With the confirmation hearings approaching for Judge Sonia Sotomayor, the Republicans have to be on guard for the same things.  Get off the “she’s a racist” bandwagon.  You’re playing right into the Democrats hands.  They are the party of class warfare and nothing would please them more than ad hominem attacks on a Puerto Rican woman.

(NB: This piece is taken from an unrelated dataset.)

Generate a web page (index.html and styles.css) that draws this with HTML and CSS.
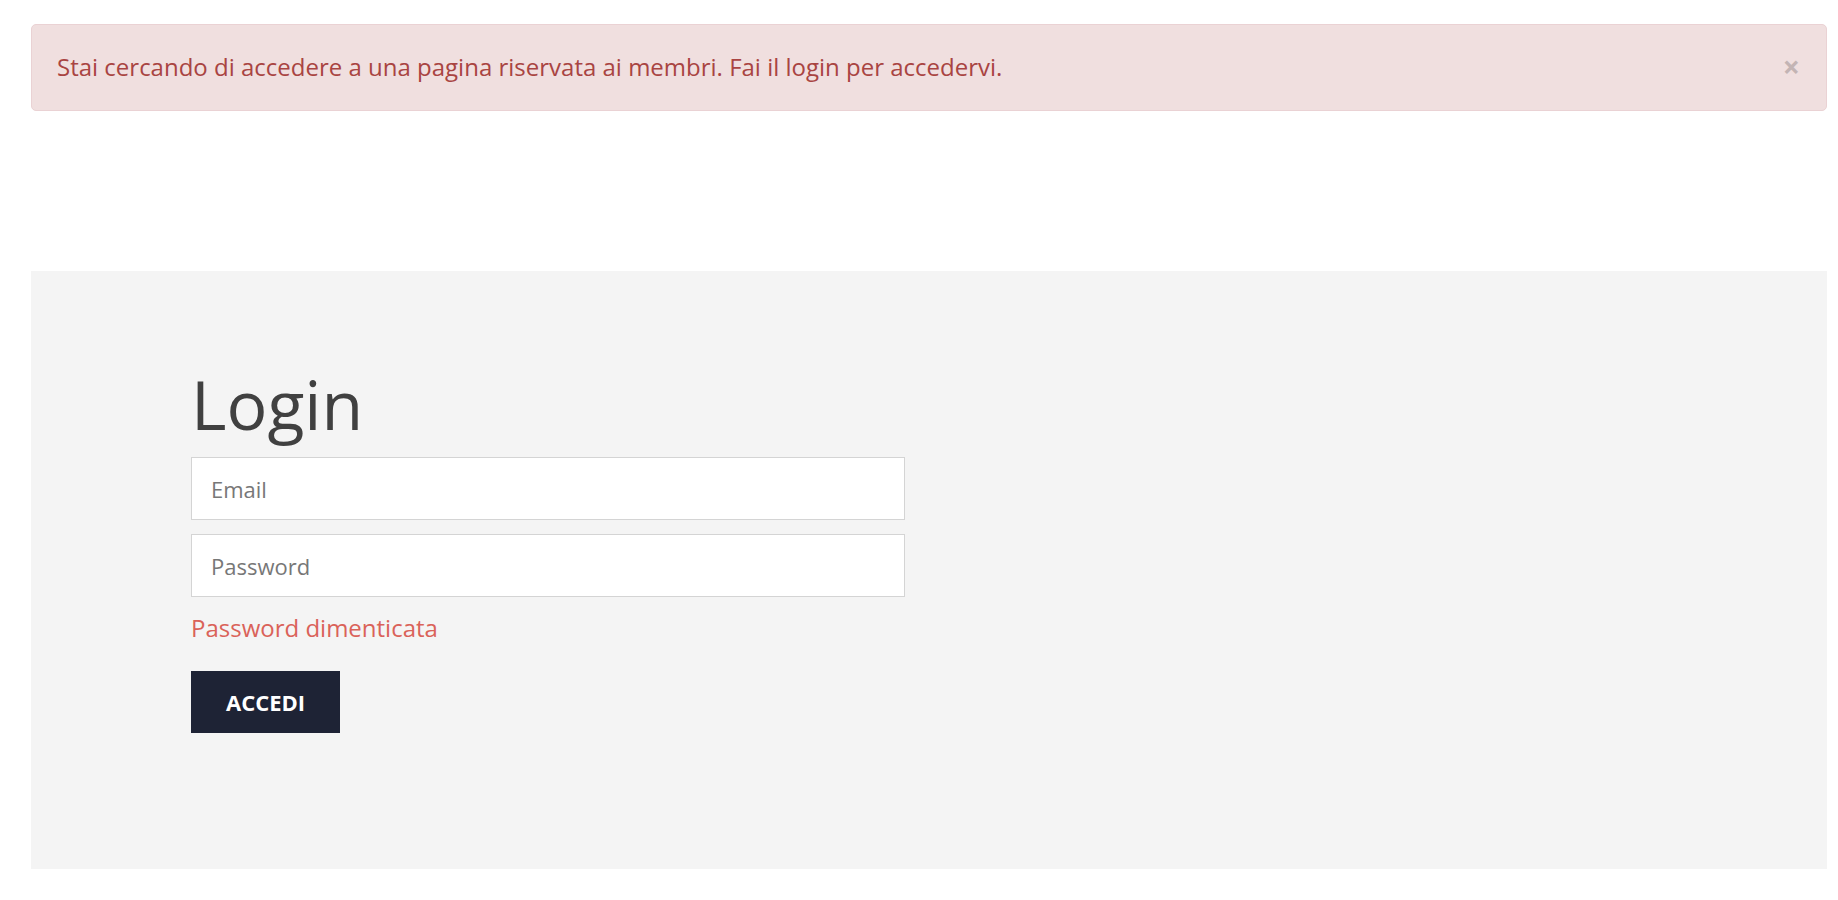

Treat it just like any job interview.  Is she qualified to do the job? Don’t bring up any questions about race, sex, age, disabilities, or anything else you couldn’t ask on a job interview.  Instead of saying she is a racist for saying a Latina woman would arrive at better decisions than a white man, ask her to explain her thinking behind the statement and then follow it up with a line of questions about judicial activism.  On the Ricci case, ask her what would be the remedy that would pass muster in her court.  How many blacks would have to pass the test to allow the promotions to go through?  How many Hispanics? How many Asians?  Ask her if a white male wanted to sue the National Basketball Association because whites are disproportionally represented in the NBA, what would she rule?

Set the Table

Judge Sotomayor probably has the votes to make it to the Supreme Court.  At the same time most Americans are opposed to judicial activism.  If the Republicans stay on message and take this as an opportunity to point to another instance of this Administration taking away more and more of our liberties, they can head to the production studios and start making the commercials for 2010.  If they accept the left’s invitation to step into the mud pit, then when it is all over all anyone will see is the mud dripping from every participant.  Just say no.  No ad hominem attacks.  No inflated claims on small points.  Just a steady, consistent focus on whether on not Judge Sotomayor is an activist judge.  Here is the speech that we should hear from any Republican senator when the nomination comes up for a vote:

“Judge Sotomayor has a great American story.  It is a story that all Americans should admire.  She seems like a truly warm and caring individual, which are qualities than anyone should embrace.  However, in her judicial philosophy she doesn’t seem to be able to separate her personal feelings from the law.  Her passion would make her a wonderful legislator, but a judge does not make the rules.  Like an umpire in a baseball game, the judge calls balls and strikes, safe and out.  The umpire doesn’t directly influence the outcome for one team or the other, neither the underdog nor the favorite.  Justice should be blind.  Judge Sotomayor doesn’t believe that.  Therefore, regretfully, I will be voting against her.”